Prompt ->
Copy out the data below as written; omit any images.

Material provided ->
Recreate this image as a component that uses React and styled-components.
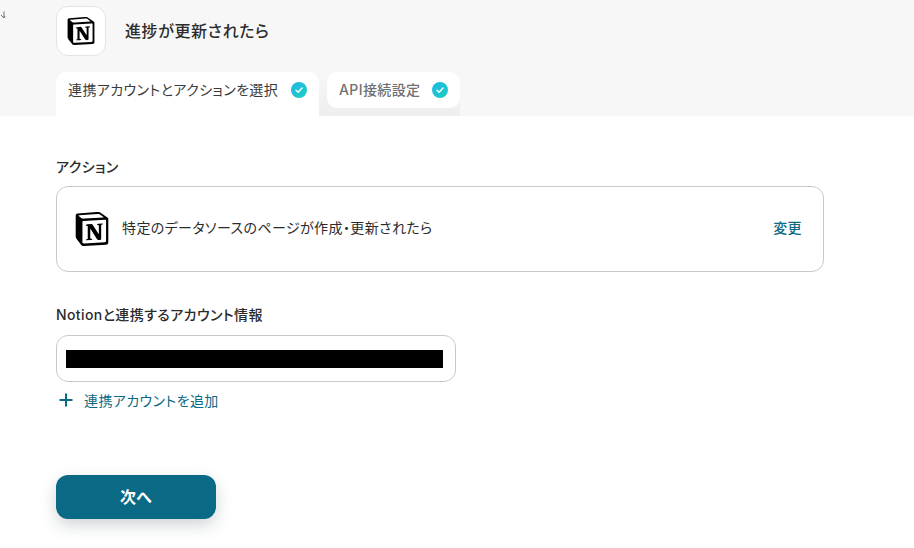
import React from "react";
import styled, { createGlobalStyle } from "styled-components";

const Global = createGlobalStyle`
  html, body { margin: 0; padding: 0; background: #fff; }
  body {
    font-family: Inter, "Noto Sans CJK JP", sans-serif;
    font-feature-settings: "palt";
    color: #2b2b2b;
    overflow: hidden;
  }
  * { box-sizing: border-box; }
`;

const Page = styled.div`
  width: 914px;
  height: 548px;
  position: relative;
  overflow: hidden;
`;

const Header = styled.header`
  height: 116px;
  background: #f7f7f7;
  padding: 6px 0 0 56px;
  display: flex;
  flex-direction: column;
`;

const TitleRow = styled.div`
  display: flex;
  align-items: center;
  gap: 19px;
  height: 50px;
`;

const AppTile = styled.div`
  width: 50px;
  height: 50px;
  border-radius: 12px;
  background: #fff;
  border: 1px solid #e4e4e4;
  display: flex;
  align-items: center;
  justify-content: center;
`;

const Title = styled.h1`
  margin: -2px 0 0;
  font-size: 16px;
  font-weight: 500;
  letter-spacing: 0.6px;
  color: #2c2c2c;
`;

const Tabs = styled.div`
  margin-top: 16px;
  height: 44px;
  display: flex;
  background: linear-gradient(#f7f7f7 0, #eeeeee 100%);
  width: 404px;
`;

const Tab = styled.div`
  height: ${(p) => (p.$active ? "44px" : "36px")};
  width: ${(p) => p.$width}px;
  margin-right: ${(p) => (p.$active ? "8px" : "0")};
  background: #fff;
  border-radius: ${(p) => (p.$active ? "10px 10px 0 0" : "10px")};
  display: flex;
  align-items: flex-start;
  justify-content: space-between;
  padding: 9px 12px 0 12px;
  font-size: 14px;
  line-height: 18px;
  letter-spacing: 0.4px;
  white-space: nowrap;
  color: ${(p) => (p.$active ? "#3a3a3a" : "#707070")};
  font-weight: ${(p) => (p.$active ? 400 : 500)};
`;

const Check = styled.span`
  width: 16px;
  height: 16px;
  border-radius: 50%;
  margin-top: 1px;
  background: linear-gradient(135deg, #1fb6e8, #1fd0bd);
  display: flex;
  align-items: center;
  justify-content: center;
`;

const Content = styled.main`
  padding: 41px 0 0 56px;
`;

const Label = styled.div`
  font-size: 14px;
  line-height: 20px;
  font-weight: 500;
  letter-spacing: 0.4px;
  color: #2b2b2b;
`;

const ActionCard = styled.div`
  margin-top: 9px;
  width: 768px;
  height: 86px;
  border: 1px solid #c9c9c9;
  border-radius: 12px;
  display: flex;
  align-items: center;
  padding: 0 21px 0 18px;
`;

const ActionText = styled.span`
  margin: -4px 0 0 13px;
  flex: 1;
  font-size: 14px;
  letter-spacing: 0.4px;
  color: #2b2b2b;
`;

const LinkText = styled.span`
  font-size: 14px;
  color: #0a6a85;
  letter-spacing: 0.4px;
`;

const ChangeLink = styled(LinkText)`
  margin-top: -4px;
  font-weight: 500;
`;

const AccountLabel = styled(Label)`
  margin-top: 33px;
`;

const Select = styled.div`
  margin-top: 10px;
  width: 400px;
  height: 47px;
  border: 1px solid #c9c9c9;
  border-radius: 12px;
  display: flex;
  align-items: center;
  padding: 0 12px 0 9px;
`;

const Redaction = styled.div`
  width: 100%;
  height: 18px;
  background: #000;
`;

const AddRow = styled.div`
  margin-top: 8px;
  display: flex;
  align-items: center;
  gap: 10px;
  height: 20px;
  padding-left: 2px;
`;

const AddText = styled(LinkText)`
  margin-top: -1px;
`;

const NextButton = styled.button`
  margin-top: 65px;
  display: block;
  width: 160px;
  height: 44px;
  border: 0;
  border-radius: 12px;
  background: #0a6a85;
  color: #fff;
  padding: 0 0 3px;
  font: 700 16px Inter, "Noto Sans CJK JP", sans-serif;
  box-shadow: 0 6px 16px rgba(40, 60, 70, 0.22);
`;

const Corner = styled.svg`
  position: absolute;
  left: 0;
  top: 11px;
`;

const NotionLogo = ({ size }) => (
  <svg width={size} height={size} viewBox="0 0 24 24" aria-hidden="true">
    <path
      fill="#000"
      d="M4.459 4.208c.746.606 1.026.56 2.428.466l13.215-.793c.28 0 .047-.28-.046-.326L17.86 1.968c-.42-.326-.981-.7-2.055-.607L3.01 2.295c-.466.046-.56.28-.374.466zm.793 3.08v13.904c0 .747.373 1.027 1.214.98l14.523-.84c.841-.046.935-.56.935-1.167V6.354c0-.606-.233-.933-.748-.887l-15.177.887c-.56.047-.747.327-.747.933zm14.337.745c.093.42 0 .84-.42.888l-.7.14v10.264c-.608.327-1.168.514-1.635.514-.748 0-.935-.234-1.495-.933l-4.577-7.186v6.952L12.21 19s0 .84-1.168.84l-3.222.186c-.093-.186 0-.653.327-.746l.84-.233V9.854L7.822 9.76c-.094-.42.14-1.026.793-1.073l3.456-.233 4.764 7.279v-6.44l-1.215-.139c-.093-.514.28-.887.747-.933zM1.936 1.035l13.31-.98c1.634-.14 2.055-.047 3.082.7l4.249 2.986c.7.513.934.653.934 1.213v16.378c0 1.026-.373 1.634-1.68 1.726l-15.458.934c-.98.047-1.448-.093-1.962-.747l-3.129-4.06c-.56-.747-.793-1.306-.793-1.96V2.667c0-.839.374-1.54 1.447-1.632z"
    />
  </svg>
);

const CheckMark = () => (
  <svg width="10" height="10" viewBox="0 0 10 10" fill="none" aria-hidden="true">
    <path d="M2 5.2 L4.2 7.2 L8 3" stroke="#fff" strokeWidth="1.4" strokeLinecap="round" strokeLinejoin="round" />
  </svg>
);

export default function App() {
  return (
    <Page>
      <Global />
      <Corner width="6" height="8" viewBox="0 0 6 8" fill="none" aria-hidden="true">
        <path d="M4 0.5 V6 M1 4 L4 7 L5 5" stroke="#6f6f6f" strokeWidth="1" />
      </Corner>
      <Header>
        <TitleRow>
          <AppTile>
            <NotionLogo size={28} />
          </AppTile>
          <Title>進捗が更新されたら</Title>
        </TitleRow>
        <Tabs>
          <Tab $active $width={263}>
            連携アカウントとアクションを選択
            <Check><CheckMark /></Check>
          </Tab>
          <Tab $width={133}>
            API接続設定
            <Check><CheckMark /></Check>
          </Tab>
        </Tabs>
      </Header>
      <Content>
        <Label>アクション</Label>
        <ActionCard>
          <NotionLogo size={34} />
          <ActionText>特定のデータソースのページが作成・更新されたら</ActionText>
          <ChangeLink>変更</ChangeLink>
        </ActionCard>
        <AccountLabel>Notionと連携するアカウント情報</AccountLabel>
        <Select>
          <Redaction />
        </Select>
        <AddRow>
          <svg width="16" height="16" viewBox="0 0 16 16" aria-hidden="true">
            <path d="M8 1.5 V14.5 M1.5 8 H14.5" stroke="#0a6a85" strokeWidth="2" />
          </svg>
          <AddText>連携アカウントを追加</AddText>
        </AddRow>
        <NextButton>次へ</NextButton>
      </Content>
    </Page>
  );
}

Expected answer ->
Recreate this image as a component that uses React and styled-components.
import React from "react";
import styled, { createGlobalStyle } from "styled-components";

const Global = createGlobalStyle`
  html, body { margin: 0; padding: 0; background: #fff; }
  body {
    font-family: Inter, "Noto Sans CJK JP", sans-serif;
    font-feature-settings: "palt";
    color: #2b2b2b;
    overflow: hidden;
  }
  * { box-sizing: border-box; }
`;

const Page = styled.div`
  width: 914px;
  height: 548px;
  position: relative;
  overflow: hidden;
`;

const Header = styled.header`
  height: 116px;
  background: #f7f7f7;
  padding: 6px 0 0 56px;
  display: flex;
  flex-direction: column;
`;

const TitleRow = styled.div`
  display: flex;
  align-items: center;
  gap: 19px;
  height: 50px;
`;

const AppTile = styled.div`
  width: 50px;
  height: 50px;
  border-radius: 12px;
  background: #fff;
  border: 1px solid #e4e4e4;
  display: flex;
  align-items: center;
  justify-content: center;
`;

const Title = styled.h1`
  margin: -2px 0 0;
  font-size: 16px;
  font-weight: 500;
  letter-spacing: 0.6px;
  color: #2c2c2c;
`;

const Tabs = styled.div`
  margin-top: 16px;
  height: 44px;
  display: flex;
  background: linear-gradient(#f7f7f7 0, #eeeeee 100%);
  width: 404px;
`;

const Tab = styled.div`
  height: ${(p) => (p.$active ? "44px" : "36px")};
  width: ${(p) => p.$width}px;
  margin-right: ${(p) => (p.$active ? "8px" : "0")};
  background: #fff;
  border-radius: ${(p) => (p.$active ? "10px 10px 0 0" : "10px")};
  display: flex;
  align-items: flex-start;
  justify-content: space-between;
  padding: 9px 12px 0 12px;
  font-size: 14px;
  line-height: 18px;
  letter-spacing: 0.4px;
  white-space: nowrap;
  color: ${(p) => (p.$active ? "#3a3a3a" : "#707070")};
  font-weight: ${(p) => (p.$active ? 400 : 500)};
`;

const Check = styled.span`
  width: 16px;
  height: 16px;
  border-radius: 50%;
  margin-top: 1px;
  background: linear-gradient(135deg, #1fb6e8, #1fd0bd);
  display: flex;
  align-items: center;
  justify-content: center;
`;

const Content = styled.main`
  padding: 41px 0 0 56px;
`;

const Label = styled.div`
  font-size: 14px;
  line-height: 20px;
  font-weight: 500;
  letter-spacing: 0.4px;
  color: #2b2b2b;
`;

const ActionCard = styled.div`
  margin-top: 9px;
  width: 768px;
  height: 86px;
  border: 1px solid #c9c9c9;
  border-radius: 12px;
  display: flex;
  align-items: center;
  padding: 0 21px 0 18px;
`;

const ActionText = styled.span`
  margin: -4px 0 0 13px;
  flex: 1;
  font-size: 14px;
  letter-spacing: 0.4px;
  color: #2b2b2b;
`;

const LinkText = styled.span`
  font-size: 14px;
  color: #0a6a85;
  letter-spacing: 0.4px;
`;

const ChangeLink = styled(LinkText)`
  margin-top: -4px;
  font-weight: 500;
`;

const AccountLabel = styled(Label)`
  margin-top: 33px;
`;

const Select = styled.div`
  margin-top: 10px;
  width: 400px;
  height: 47px;
  border: 1px solid #c9c9c9;
  border-radius: 12px;
  display: flex;
  align-items: center;
  padding: 0 12px 0 9px;
`;

const Redaction = styled.div`
  width: 100%;
  height: 18px;
  background: #000;
`;

const AddRow = styled.div`
  margin-top: 8px;
  display: flex;
  align-items: center;
  gap: 10px;
  height: 20px;
  padding-left: 2px;
`;

const AddText = styled(LinkText)`
  margin-top: -1px;
`;

const NextButton = styled.button`
  margin-top: 65px;
  display: block;
  width: 160px;
  height: 44px;
  border: 0;
  border-radius: 12px;
  background: #0a6a85;
  color: #fff;
  padding: 0 0 3px;
  font: 700 16px Inter, "Noto Sans CJK JP", sans-serif;
  box-shadow: 0 6px 16px rgba(40, 60, 70, 0.22);
`;

const Corner = styled.svg`
  position: absolute;
  left: 0;
  top: 11px;
`;

const NotionLogo = ({ size }) => (
  <svg width={size} height={size} viewBox="0 0 24 24" aria-hidden="true">
    <path
      fill="#000"
      d="M4.459 4.208c.746.606 1.026.56 2.428.466l13.215-.793c.28 0 .047-.28-.046-.326L17.86 1.968c-.42-.326-.981-.7-2.055-.607L3.01 2.295c-.466.046-.56.28-.374.466zm.793 3.08v13.904c0 .747.373 1.027 1.214.98l14.523-.84c.841-.046.935-.56.935-1.167V6.354c0-.606-.233-.933-.748-.887l-15.177.887c-.56.047-.747.327-.747.933zm14.337.745c.093.42 0 .84-.42.888l-.7.14v10.264c-.608.327-1.168.514-1.635.514-.748 0-.935-.234-1.495-.933l-4.577-7.186v6.952L12.21 19s0 .84-1.168.84l-3.222.186c-.093-.186 0-.653.327-.746l.84-.233V9.854L7.822 9.76c-.094-.42.14-1.026.793-1.073l3.456-.233 4.764 7.279v-6.44l-1.215-.139c-.093-.514.28-.887.747-.933zM1.936 1.035l13.31-.98c1.634-.14 2.055-.047 3.082.7l4.249 2.986c.7.513.934.653.934 1.213v16.378c0 1.026-.373 1.634-1.68 1.726l-15.458.934c-.98.047-1.448-.093-1.962-.747l-3.129-4.06c-.56-.747-.793-1.306-.793-1.96V2.667c0-.839.374-1.54 1.447-1.632z"
    />
  </svg>
);

const CheckMark = () => (
  <svg width="10" height="10" viewBox="0 0 10 10" fill="none" aria-hidden="true">
    <path d="M2 5.2 L4.2 7.2 L8 3" stroke="#fff" strokeWidth="1.4" strokeLinecap="round" strokeLinejoin="round" />
  </svg>
);

export default function App() {
  return (
    <Page>
      <Global />
      <Corner width="6" height="8" viewBox="0 0 6 8" fill="none" aria-hidden="true">
        <path d="M4 0.5 V6 M1 4 L4 7 L5 5" stroke="#6f6f6f" strokeWidth="1" />
      </Corner>
      <Header>
        <TitleRow>
          <AppTile>
            <NotionLogo size={28} />
          </AppTile>
          <Title>進捗が更新されたら</Title>
        </TitleRow>
        <Tabs>
          <Tab $active $width={263}>
            連携アカウントとアクションを選択
            <Check><CheckMark /></Check>
          </Tab>
          <Tab $width={133}>
            API接続設定
            <Check><CheckMark /></Check>
          </Tab>
        </Tabs>
      </Header>
      <Content>
        <Label>アクション</Label>
        <ActionCard>
          <NotionLogo size={34} />
          <ActionText>特定のデータソースのページが作成・更新されたら</ActionText>
          <ChangeLink>変更</ChangeLink>
        </ActionCard>
        <AccountLabel>Notionと連携するアカウント情報</AccountLabel>
        <Select>
          <Redaction />
        </Select>
        <AddRow>
          <svg width="16" height="16" viewBox="0 0 16 16" aria-hidden="true">
            <path d="M8 1.5 V14.5 M1.5 8 H14.5" stroke="#0a6a85" strokeWidth="2" />
          </svg>
          <AddText>連携アカウントを追加</AddText>
        </AddRow>
        <NextButton>次へ</NextButton>
      </Content>
    </Page>
  );
}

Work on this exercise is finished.